Peter's grandmother, Babci, died last Monday. Deciding it was best not to make a long trip so late in my pregnancy, I stayed in VA. Thankfully Larry, Stephanie, Katie and Peter were able to converge on Long Island from various parts of the world to attend the funeral. Babci lived a beautiful life that touched so many people. During my short visits with her over the past 8 or 9 years, she taught me so much about being a loving wife, about rejecting self-pity and getting satisfaction from embracing life's challenges, about loving Jesus through the big and small choices we make in everyday life, and much, much more. I'm grateful for every second I was able to spend with her. Katie has written a beautiful reflection about Babci on her blog.

As for celebrating life, amazingly we still had a family baby shower for me on Saturday. Somehow our Long Island relatives summoned the strength to come down for the shower the day after Babci's funeral. So we celebrated Baby Kraft's pending arrival in the midst of Knights, Krafts, Entresses, Gronaws, Cleckners, Kolhenbergs, and Paredes's. People were incredibly generous in helping equip us for the little bundle of joy that's coming in mid-September. But more importantly, they showered us with love, prayer and support - reminding Peter and me that we won't walk the path of parenthood alone.

Monday, August 11, 2008

Extroverts

Lately I've hung out with some people I previously only knew at arm's length. Peter and I had a lot of fun getting to know these folks better. It has me reflecting on how special it is when we open up with other people and examine the complexities of life together.

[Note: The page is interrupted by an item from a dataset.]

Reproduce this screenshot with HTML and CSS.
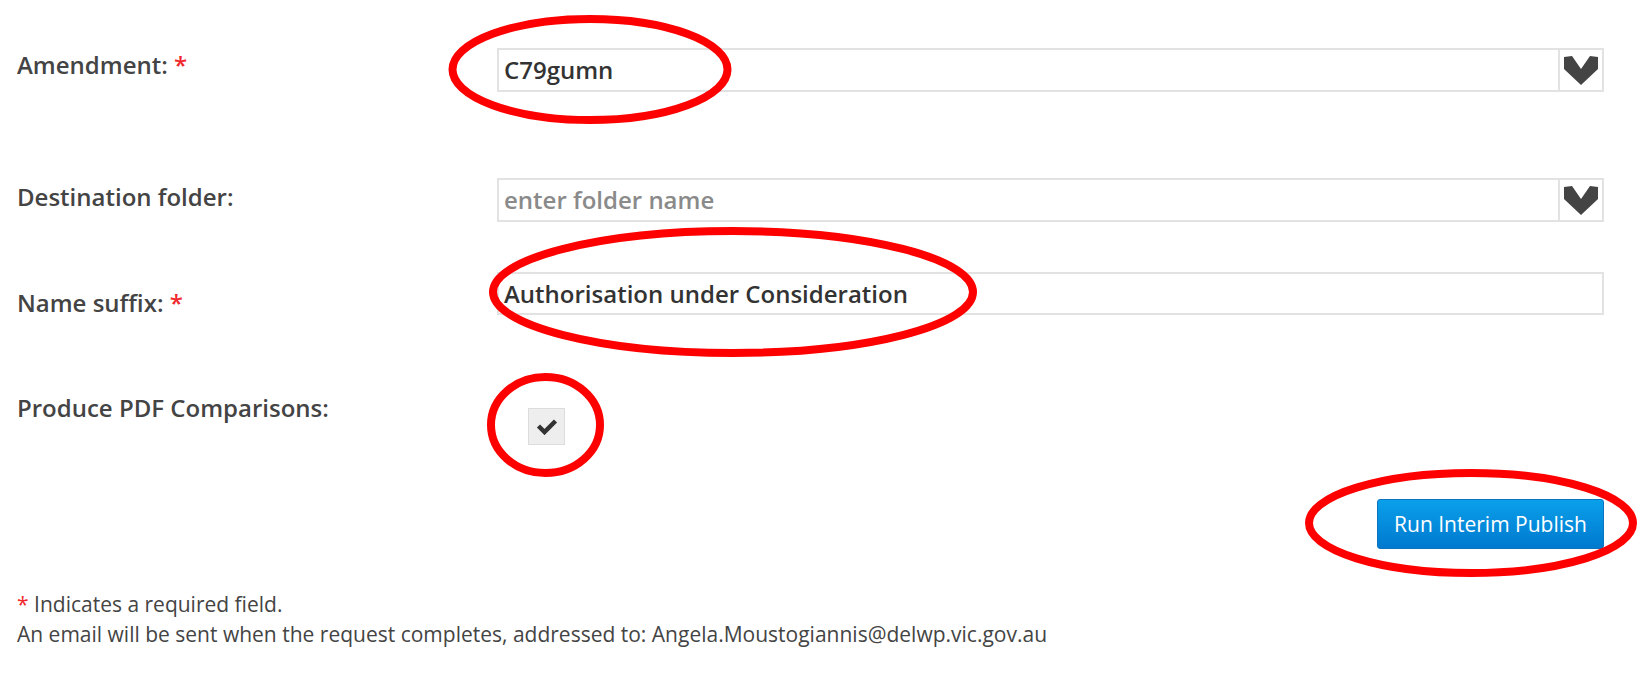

I've enjoyed myself so much that it reminded me of what a strong extrovert I am. Extroverts can be characterized as people who get energy from being around other people; this definitely applies to me. For me, quantity is doesn't always win over quality. One hearty conversation where we grapple in trying to understand life, ourselves and each other is more satisfying to me than a dozen small-talk conversations.

It's so difficult to see the world through eyes other than our own. I'm delighted when people push me to consider an alternative view, position or experience. It doesn't have to result in changing my stance or opinion on an issue. In fact, sometimes the best encounters are ones that make me reflect on my beliefs and leave me holding them more strongly. The beauty is that they have been pushed, prodded, questioned and tested. It's not always comfortable, but it's a much more real way to live life.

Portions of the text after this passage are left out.